Given the quality of the athletes on the start line in the semifinals, there didn’t seem to be enough places available in the women’s 800m final.
There were 15 runners with season’s bests below two minutes, with nine of those times quicker than 1:59, and throw in the fact that championships racing is often tactical, predicting the first two automatic qualifiers wasn’t an easy task. Picking up a qualification on time was anybody’s for the taking.
The favourites, however, did make it through unscathed and in such a way that promises a highly competitive race on Sunday.
Caster Semenya, Francine Niyonsaba, Margaret Wambui and Ajee’ Wilson all progressed in serene fashion, although it doesn’t take a mathematician to observe that four into three podium positions is a difficult equation to square.
The first race featured the 23-year-old Wilson, who set the USA national record 1:55.61 in Monaco last month.
Striding out from the gun, the 2012 world U20 champion broke in first place and went through 200m in a swift 27.54, establishing a lead that she wouldn’t relinquish.

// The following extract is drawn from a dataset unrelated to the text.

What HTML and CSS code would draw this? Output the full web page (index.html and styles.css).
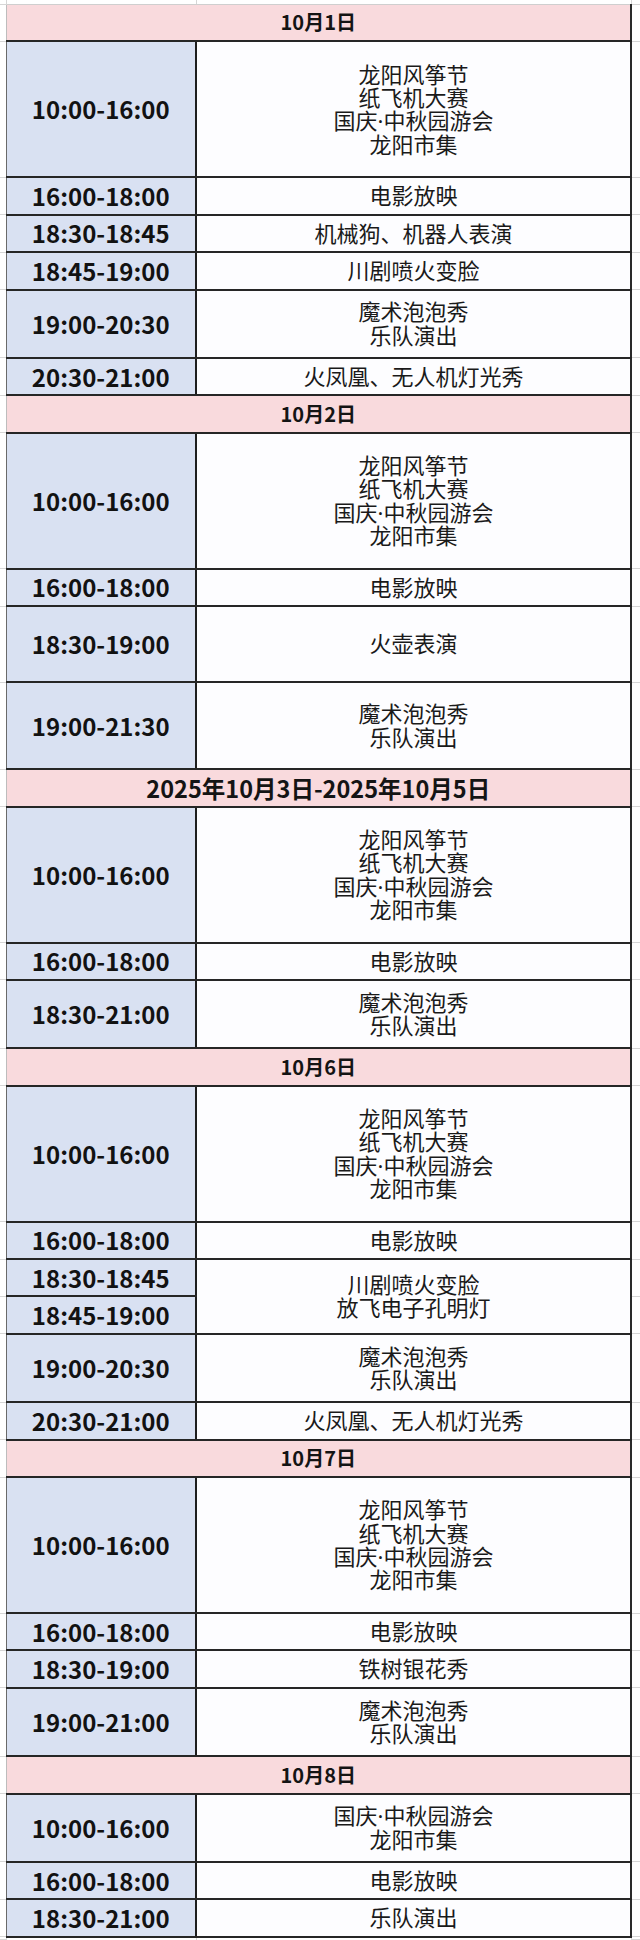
FILE: index.html
```html
<!DOCTYPE html>
<html lang="zh-CN">
<head>
<meta charset="utf-8">
<title>国庆中秋活动安排</title>
<link rel="stylesheet" href="styles.css">
</head>
<body>
<table class="sched">
  <colgroup>
    <col class="c-edge">
    <col class="c-time">
    <col class="c-act">
    <col class="c-edge-r">
  </colgroup>
  <tr class="top"><td class="edge"></td><td class="gap"></td><td class="gap"></td><td class="edge"></td></tr>

  <tr class="u first"><td class="edge"></td><th class="day" colspan="2">10月1日</th><td class="edge"></td></tr>
  <tr class="f"><td class="edge"></td><td class="time">10:00-16:00</td><td class="act"><span class="ln">龙阳风筝节</span><span class="ln">纸飞机大赛</span><span class="ln">国庆·中秋园游会</span><span class="ln">龙阳市集</span></td><td class="edge"></td></tr>
  <tr class="u"><td class="edge"></td><td class="time">16:00-18:00</td><td class="act"><span class="ln">电影放映</span></td><td class="edge"></td></tr>
  <tr class="u"><td class="edge"></td><td class="time">18:30-18:45</td><td class="act"><span class="ln">机械狗、机器人表演</span></td><td class="edge"></td></tr>
  <tr class="u"><td class="edge"></td><td class="time">18:45-19:00</td><td class="act"><span class="ln">川剧喷火变脸</span></td><td class="edge"></td></tr>
  <tr class="t"><td class="edge"></td><td class="time">19:00-20:30</td><td class="act"><span class="ln">魔术泡泡秀</span><span class="ln">乐队演出</span></td><td class="edge"></td></tr>
  <tr class="u"><td class="edge"></td><td class="time">20:30-21:00</td><td class="act"><span class="ln">火凤凰、无人机灯光秀</span></td><td class="edge"></td></tr>

  <tr class="u"><td class="edge"></td><th class="day" colspan="2">10月2日</th><td class="edge"></td></tr>
  <tr class="f"><td class="edge"></td><td class="time">10:00-16:00</td><td class="act"><span class="ln">龙阳风筝节</span><span class="ln">纸飞机大赛</span><span class="ln">国庆·中秋园游会</span><span class="ln">龙阳市集</span></td><td class="edge"></td></tr>
  <tr class="u"><td class="edge"></td><td class="time">16:00-18:00</td><td class="act"><span class="ln">电影放映</span></td><td class="edge"></td></tr>
  <tr class="xa"><td class="edge"></td><td class="time">18:30-19:00</td><td class="act"><span class="ln">火壶表演</span></td><td class="edge"></td></tr>
  <tr class="xb"><td class="edge"></td><td class="time">19:00-21:30</td><td class="act"><span class="ln">魔术泡泡秀</span><span class="ln">乐队演出</span></td><td class="edge"></td></tr>

  <tr class="u"><td class="edge"></td><th class="day day-long" colspan="2">2025年10月3日-2025年10月5日</th><td class="edge"></td></tr>
  <tr class="f"><td class="edge"></td><td class="time">10:00-16:00</td><td class="act"><span class="ln">龙阳风筝节</span><span class="ln">纸飞机大赛</span><span class="ln">国庆·中秋园游会</span><span class="ln">龙阳市集</span></td><td class="edge"></td></tr>
  <tr class="u"><td class="edge"></td><td class="time">16:00-18:00</td><td class="act"><span class="ln">电影放映</span></td><td class="edge"></td></tr>
  <tr class="t"><td class="edge"></td><td class="time">18:30-21:00</td><td class="act"><span class="ln">魔术泡泡秀</span><span class="ln">乐队演出</span></td><td class="edge"></td></tr>

  <tr class="u"><td class="edge"></td><th class="day" colspan="2">10月6日</th><td class="edge"></td></tr>
  <tr class="f"><td class="edge"></td><td class="time">10:00-16:00</td><td class="act"><span class="ln">龙阳风筝节</span><span class="ln">纸飞机大赛</span><span class="ln">国庆·中秋园游会</span><span class="ln">龙阳市集</span></td><td class="edge"></td></tr>
  <tr class="u"><td class="edge"></td><td class="time">16:00-18:00</td><td class="act"><span class="ln">电影放映</span></td><td class="edge"></td></tr>
  <tr class="u"><td class="edge"></td><td class="time">18:30-18:45</td><td class="act" rowspan="2"><span class="ln">川剧喷火变脸</span><span class="ln">放飞电子孔明灯</span></td><td class="edge"></td></tr>
  <tr class="u"><td class="edge"></td><td class="time">18:45-19:00</td><td class="edge"></td></tr>
  <tr class="t"><td class="edge"></td><td class="time">19:00-20:30</td><td class="act"><span class="ln">魔术泡泡秀</span><span class="ln">乐队演出</span></td><td class="edge"></td></tr>
  <tr class="u"><td class="edge"></td><td class="time">20:30-21:00</td><td class="act"><span class="ln">火凤凰、无人机灯光秀</span></td><td class="edge"></td></tr>

  <tr class="u"><td class="edge"></td><th class="day" colspan="2">10月7日</th><td class="edge"></td></tr>
  <tr class="f"><td class="edge"></td><td class="time">10:00-16:00</td><td class="act"><span class="ln">龙阳风筝节</span><span class="ln">纸飞机大赛</span><span class="ln">国庆·中秋园游会</span><span class="ln">龙阳市集</span></td><td class="edge"></td></tr>
  <tr class="u"><td class="edge"></td><td class="time">16:00-18:00</td><td class="act"><span class="ln">电影放映</span></td><td class="edge"></td></tr>
  <tr class="u"><td class="edge"></td><td class="time">18:30-19:00</td><td class="act"><span class="ln">铁树银花秀</span></td><td class="edge"></td></tr>
  <tr class="t"><td class="edge"></td><td class="time">19:00-21:00</td><td class="act"><span class="ln">魔术泡泡秀</span><span class="ln">乐队演出</span></td><td class="edge"></td></tr>

  <tr class="u"><td class="edge"></td><th class="day" colspan="2">10月8日</th><td class="edge"></td></tr>
  <tr class="t"><td class="edge"></td><td class="time">10:00-16:00</td><td class="act"><span class="ln">国庆·中秋园游会</span><span class="ln">龙阳市集</span></td><td class="edge"></td></tr>
  <tr class="u"><td class="edge"></td><td class="time">16:00-18:00</td><td class="act"><span class="ln">电影放映</span></td><td class="edge"></td></tr>
  <tr class="u"><td class="edge"></td><td class="time">18:30-21:00</td><td class="act"><span class="ln">乐队演出</span></td><td class="edge"></td></tr>

  <tr class="tail"><td class="edge"></td><td class="gap"></td><td class="gap"></td><td class="edge"></td></tr>
</table>
</body>
</html>
```

FILE: styles.css
```css
html, body {
  margin: 0;
  padding: 0;
  background: #ffffff;
}

body {
  font-family: "Noto Sans CJK SC", "Noto Sans", sans-serif;
  color: #161616;
  width: 640px;
  height: 1940px;
  overflow: hidden;
}

.sched {
  width: 640px;
  border-collapse: collapse;
  table-layout: fixed;
}

.c-edge { width: 6px; }
.c-time { width: 190px; }
.c-act { width: 435px; }
.c-edge-r { width: 9px; }

.sched td,
.sched th {
  padding: 0;
  text-align: center;
  vertical-align: middle;
}

/* row heights */
.top { height: 4px; }
.tail { height: 3px; }
.u { height: 37.4px; }
.t { height: 68.4px; }
.f { height: 136px; }
.xa { height: 76px; }
.xb { height: 87px; }

/* spreadsheet gridlines outside the table */
.edge {
  border-bottom: 1px solid #d6d6d6;
}
.gap {
  border-left: 1px solid #d6d6d6;
  border-right: 1px solid #d6d6d6;
  border-bottom: 1px solid #cfcfcf;
}
.tail .gap {
  border-bottom: none;
}

.day {
  background: #f9dadd;
  font-weight: 700;
  font-size: 20px;
  line-height: 24px;
  color: #141414;
  border-top: 2px solid #262626;
  border-bottom: 2px solid #262626;
  border-left: 1px solid #bdbdbd;
  border-right: 2px solid #2a2a2a;
}
.first .day {
  border-top: 1px solid #c8c8c8;
}
.day-long {
  font-size: 23.5px;
}

.time {
  background: #d9e1f2;
  font-weight: 700;
  font-size: 24px;
  line-height: 28px;
  color: #121212;
  border-top: 2px solid #262626;
  border-bottom: 2px solid #262626;
  border-left: 1px solid #6a6a6a;
  border-right: 2px solid #1e1e1e;
}

.act {
  background: #fdfdff;
  font-family: "Noto Sans", "Noto Sans CJK SC", sans-serif;
  font-size: 22px;
  color: #1a1a1a;
  border-top: 2px solid #262626;
  border-bottom: 2px solid #262626;
  border-right: 2px solid #2a2a2a;
}

.ln {
  display: block;
  height: 23.4px;
  line-height: 23.4px;
  white-space: nowrap;
}
```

Clocking 57.82 at 400m, the American led Canada’s 2015 world silver medallist by a metre and extended her advantage to three metres or so by the end. Rarely can 1:59.21 have looked so easy and Wilson will feel confident of going much quicker in the final should circumstances require it.
Bishop also looked relaxed, holding off first Cuba’s Rose Almanza and then Benin’s fast finishing Noelie Yarigo, crossing the line in 1:59.56.
The second semi-final featured Olympic champion Semenya, who took a bronze medal in the 1500m on Monday. In the heats, she had waited until the final 70 metres before surging through to win, but here she reacted to the gun like a sprinter, attempting to hit the front at the break.
It was Great Britain’s Olympic finalist Lynsey Sharp who actually led, edging Switzerland’s Selena Buchel, before Wilson’s training partner Charlene Lipsey hit the front, running 28.1 for the first 200m.
She stayed there until, with 190 metres remaining, Semenya powered through. Her victory was never in doubt from that point on, but the battle for second provided drama.
It looked to be a straight battle between Lipsey and Sharp, until Poland’s Angelika Cichocka sped through on the inside to qualify in 1:59.32, a season’s best, having been as far back as sixth place with 100m remaining.
To make matters worse for Sharp, she was then disqualified following a tangle of arms with Lipsey in the final strides, although was reinstated later in the evening.
The final race featured both Kenya’s Wambui and Niyonsaba of Burundi, the silver and bronze medallists from Rio last year.
The 24-year-old Niyonsaba has made a habit of consistently clocking times below two minutes in recent seasons and moved to the front at the earliest opportunity, tracked by Great Britain’s Shelayna Oskan-Clarke.
Following a 1:00.89 first lap, South Africa’s Gena Lofstrand made a failed attempt to wrestle the lead from Niyonsaba and the Burundian maintained that spot all the way to the line, glancing at Wambui, who had moved into second, as the pair closed out the race in 2:01.11 and 2:01.19 respectively.
The USA’s Brenda Martinez, silver medallist four years in Moscow, attempted to pass but couldn’t do so, her 2:01.31 not enough to qualify on time.
Instead, Lipsey and Sharp from the second race progressed.